Mr. Lawless nodded but said nothing.

“I ran outta gas,” said Jersey.

“Can’t drive a car without gas,” said Mr. Lawless.

“Right,” said the guy.

A silence followed as neither one said anything. Then Jersey spoke.

“So can I borrow a gas can?”

“No,” said Mr. Lawless.

“No?” said the guy. “You mean you don’t have a gas can?”

“This is a gas station,” said Mr. Lawless. “Of course, I have gas cans.”

Another silence followed. Finally the guy figured out what was going on.

“You mean you won’t lend me the can?” said the guy.

“I just told you that,” said Mr. Lawless.

“So what can I do?”

“Call a tow truck,” said Mr. Lawless.

The guy spotted the phone on the wall in back of Mr. Lawless.

“Can I use your phone?” he said.

Mr. Lawless shook his head slowly, prolonging his enjoyment.

“What am I supposed to do?” said the guy.

Mr. Lawless pointed out the front window.

“Phone booth there on the corner,” he said.

The guy huffed out of the station and headed to the phone booth.

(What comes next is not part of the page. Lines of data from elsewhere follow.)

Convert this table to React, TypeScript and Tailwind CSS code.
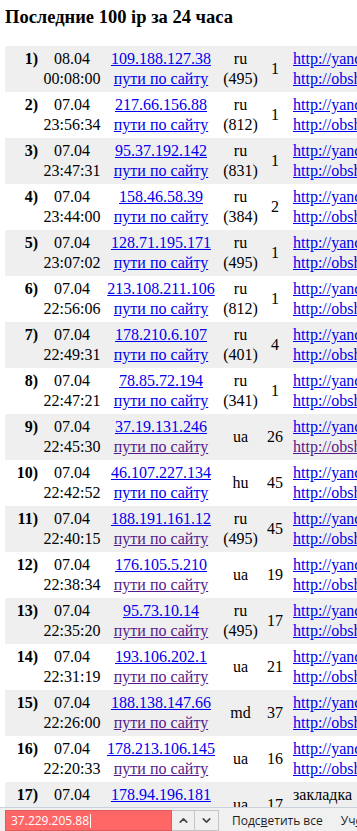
import { ChevronUp, ChevronDown } from "lucide-react";

/* ================= TYPES ================= */
interface Visit {
  n: number;
  date: string;
  time: string;
  ip: string;
  country: string;
  code?: string;
  count: number;
  pathVisited?: boolean;
  refVisited?: boolean;
  bookmark?: boolean;
}

/* ================= DATA ================= */
const visits: Visit[] = [
  { n: 1, date: "08.04", time: "00:08:00", ip: "109.188.127.38", country: "ru", code: "(495)", count: 1 },
  { n: 2, date: "07.04", time: "23:56:34", ip: "217.66.156.88", country: "ru", code: "(812)", count: 1 },
  { n: 3, date: "07.04", time: "23:47:31", ip: "95.37.192.142", country: "ru", code: "(831)", count: 1 },
  { n: 4, date: "07.04", time: "23:44:00", ip: "158.46.58.39", country: "ru", code: "(384)", count: 2 },
  { n: 5, date: "07.04", time: "23:07:02", ip: "128.71.195.171", country: "ru", code: "(495)", count: 1 },
  { n: 6, date: "07.04", time: "22:56:06", ip: "213.108.211.106", country: "ru", code: "(812)", count: 1 },
  { n: 7, date: "07.04", time: "22:49:31", ip: "178.210.6.107", country: "ru", code: "(401)", count: 4 },
  { n: 8, date: "07.04", time: "22:47:21", ip: "78.85.72.194", country: "ru", code: "(341)", count: 1 },
  { n: 9, date: "07.04", time: "22:45:30", ip: "37.19.131.246", country: "ua", count: 26, pathVisited: true, refVisited: true },
  { n: 10, date: "07.04", time: "22:42:52", ip: "46.107.227.134", country: "hu", count: 45 },
  { n: 11, date: "07.04", time: "22:40:15", ip: "188.191.161.12", country: "ru", code: "(495)", count: 45, pathVisited: true },
  { n: 12, date: "07.04", time: "22:38:34", ip: "176.105.5.210", country: "ua", count: 19, pathVisited: true },
  { n: 13, date: "07.04", time: "22:35:20", ip: "95.73.10.14", country: "ru", code: "(495)", count: 17, pathVisited: true },
  { n: 14, date: "07.04", time: "22:31:19", ip: "193.106.202.1", country: "ua", count: 21, pathVisited: true },
  { n: 15, date: "07.04", time: "22:26:00", ip: "188.138.147.66", country: "md", count: 37, pathVisited: true },
  { n: 16, date: "07.04", time: "22:20:33", ip: "178.213.106.145", country: "ua", count: 16, pathVisited: true },
  { n: 17, date: "07.04", time: "22:18:47", ip: "178.94.196.181", country: "ua", count: 17, bookmark: true },
];

/* ================= COMPONENT ================= */
export default function App() {
  return (
    <div className="relative w-[357px] h-[831px] overflow-hidden bg-white text-black font-['Liberation_Serif','Times_New_Roman',serif]">
      <h1 className="pl-[5px] pt-[7px] text-[18.5px] leading-[20px] font-bold whitespace-nowrap">
        Последние 100 ip за 24 часа
      </h1>

      {/* TABLE */}
      <table className="ml-[5px] mt-[19px] border-collapse text-[16px] leading-[20px] w-[560px] table-fixed">
        <colgroup>
          <col className="w-[36px]" />
          <col className="w-[62px]" />
          <col className="w-[116px]" />
          <col className="w-[43px]" />
          <col className="w-[26px]" />
          <col />
        </colgroup>
        <tbody>
          {visits.map((v) => (
            <tr key={v.n} className={v.n % 2 === 1 ? "bg-[#efefef]" : "bg-white"}>
              <td className="h-[46px] py-[3px] pr-[3px] text-right align-top font-bold whitespace-nowrap">
                {v.n})
              </td>
              <td className="py-[3px] text-center align-middle whitespace-nowrap">
                {v.date}
                <br />
                {v.time}
              </td>
              <td className="py-[3px] text-center align-middle whitespace-nowrap">
                <a className="text-[#0000ee] underline">{v.ip}</a>
                <br />
                <a className={`underline ${v.pathVisited ? "text-[#551a8b]" : "text-[#0000ee]"}`}>
                  пути по сайту
                </a>
              </td>
              <td className="py-[3px] text-center align-middle whitespace-nowrap">
                {v.country}
                {v.code && (
                  <>
                    <br />
                    {v.code}
                  </>
                )}
              </td>
              <td className="py-[3px] text-center align-middle whitespace-nowrap">{v.count}</td>
              <td className="py-[3px] pl-[5px] text-left align-middle whitespace-nowrap">
                {v.bookmark ? (
                  <>
                    закладка
                    <br />
                    &nbsp;
                  </>
                ) : (
                  <>
                    <a className="text-[#0000ee] underline">http://yandex.ru/yandsearch?text=</a>
                    <br />
                    <a className={`underline ${v.refVisited ? "text-[#551a8b]" : "text-[#0000ee]"}`}>
                      http://obshenie.ru/
                    </a>
                  </>
                )}
              </td>
            </tr>
          ))}
        </tbody>
      </table>

      {/* FIND BAR */}
      <div className="absolute left-0 right-0 bottom-0 h-[24px] bg-[#f0f0f0] border-t border-[#c9d1dc] flex items-end pl-[5px] font-['Open_Sans','Liberation_Sans',sans-serif] text-[12px] text-[#1e1e1e]">
        <div className="shrink-0 w-[167px] h-[21px] bg-[#ff6666] border border-[#e05a5a] flex items-center pl-[5px] text-white">
          <span>37.229.205.88</span>
          <span className="w-px h-[14px] bg-white ml-px" />
        </div>
        <div className="shrink-0 h-[21px] flex border-y border-r border-[#c4c4c4]">
          <div className="w-[23px] flex items-center justify-center border-r border-[#c4c4c4]">
            <ChevronUp size={13} strokeWidth={3} className="text-[#444]" />
          </div>
          <div className="w-[23px] flex items-center justify-center">
            <ChevronDown size={13} strokeWidth={3} className="text-[#444]" />
          </div>
        </div>
        <div className="shrink-0 h-[21px] flex items-center pl-[13px] whitespace-nowrap">
          Подс<span className="underline">в</span>етить все
        </div>
        <div className="shrink-0 h-[21px] flex items-center pl-[18px] whitespace-nowrap">
          Уч<span className="underline">е</span>сть регистр
        </div>
      </div>
    </div>
  );
}
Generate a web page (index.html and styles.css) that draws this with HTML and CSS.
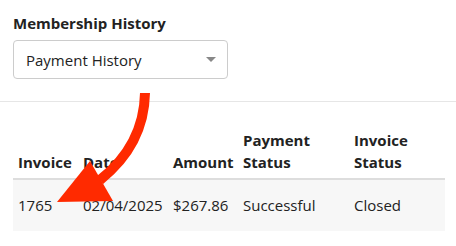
FILE: index.html
```html
<!DOCTYPE html>
<html lang="en">
<head>
  <meta charset="UTF-8" />
  <meta name="viewport" content="width=device-width, initial-scale=1.0"/>
  <title>Membership History</title>
  <link rel="stylesheet" href="styles.css">
</head>
<body>
  <h2 class="title">Membership History</h2>

  <!-- Pilihan riwayat -->
  <div class="select-box">
    <span>Payment History</span>
    <span class="caret"></span>
  </div>

  <hr class="divider" />

  <!-- Tabel pembayaran -->
  <table class="history-table">
    <colgroup>
      <col style="width: 65px" />
      <col style="width: 90px" />
      <col style="width: 70px" />
      <col style="width: 111px" />
      <col style="width: 96px" />
    </colgroup>
    <thead>
      <tr>
        <th>Invoice</th>
        <th>Date</th>
        <th>Amount</th>
        <th>Payment<br />Status</th>
        <th>Invoice<br />Status</th>
      </tr>
    </thead>
    <tbody>
      <tr>
        <td>1765</td>
        <td>02/04/2025</td>
        <td>$267.86</td>
        <td>Successful</td>
        <td>Closed</td>
      </tr>
    </tbody>
  </table>

  <!-- Panah penanda -->
  <svg class="arrow" width="456" height="246" viewBox="0 0 456 246">
    <path d="M145,93 Q144,145 100,180" fill="none" stroke="#ff2a00" stroke-width="10" />
    <polygon points="57,202 90,161 113,201" fill="#ff2a00" />
  </svg>
</body>
</html>
```

FILE: styles.css
```css
body {
  font-family: 'Open Sans', sans-serif;
  font-size: 15px;
  color: #222;
  background-color: #fff;
  margin: 0;
  padding: 13px;
  position: relative;
}
.title {
  font-size: 15px;
  font-weight: 700;
  line-height: 20px;
  margin: 0;
}
.select-box {
  display: flex;
  align-items: center;
  justify-content: space-between;
  width: 215px;
  height: 39px;
  box-sizing: border-box;
  margin-top: 7px;
  padding: 0 11px 0 12px;
  border: 1px solid #ccc;
  border-radius: 4px;
  line-height: 22px;
}
.caret {
  width: 0;
  height: 0;
  border-left: 5px solid transparent;
  border-right: 5px solid transparent;
  border-top: 5px solid #888;
}
.divider {
  border: none;
  border-top: 1px solid #e6e6e6;
  margin: 22px -13px 0;
}
.history-table {
  table-layout: fixed;
  width: 432px;
  border-collapse: collapse;
  margin-top: 19px;
  line-height: 22px;
}
th {
  font-weight: 700;
  text-align: left;
  vertical-align: bottom;
  padding: 8px 5px 5px;
  border-bottom: 2px solid #ddd;
}
td {
  text-align: left;
  padding: 14px 5px 15px;
  background-color: #f7f7f7;
  white-space: nowrap;
}
.arrow {
  position: absolute;
  top: 0;
  left: 0;
  pointer-events: none;
}
```
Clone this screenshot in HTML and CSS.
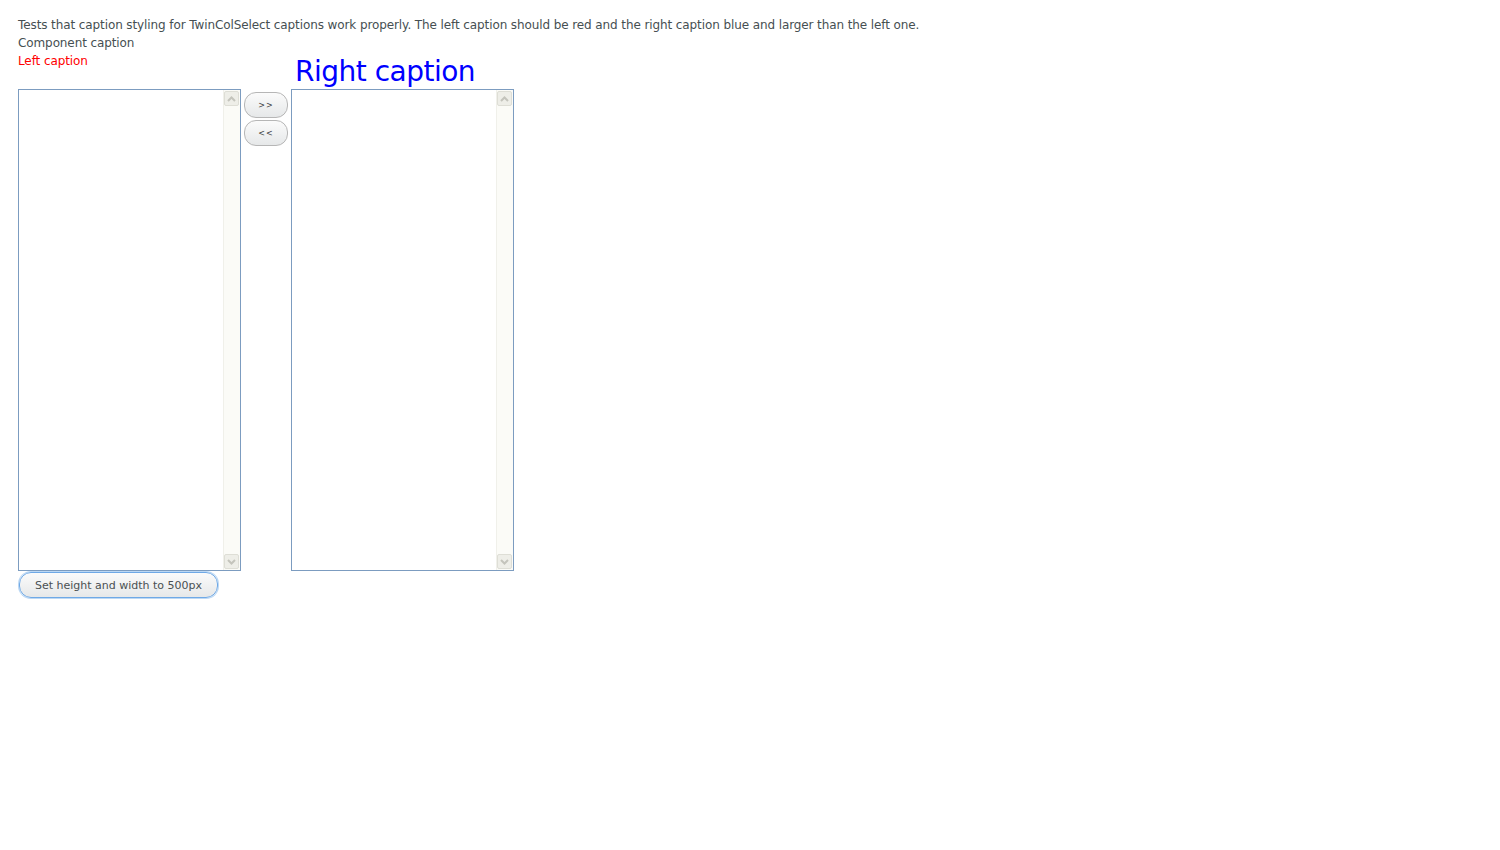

But that wasn’t the end of it. The guy wrote a letter of complaint to Texaco headquarters, who in turn forwarded it to Mr. Lawless, along with their own snottygram about good customer relations and so on.

When Jack told me the story, I asked him what his father did with the letter.

“Just what you’d expect,” he said. “He tossed it in the circular file and then had a good laugh about it.”


As I watched the commotion around me from my corner in the Pisgah lodge, I thought about that story, about Mr. Lawless, about Jack. It was a great party, really. Suddenly a feeling of sadness came over me as I realized that Jack, who loved parties, was missing it.

I mulled over that for a while, till it was replaced by another thought. It was this: For all I know — or don’t — Jack was there the whole time.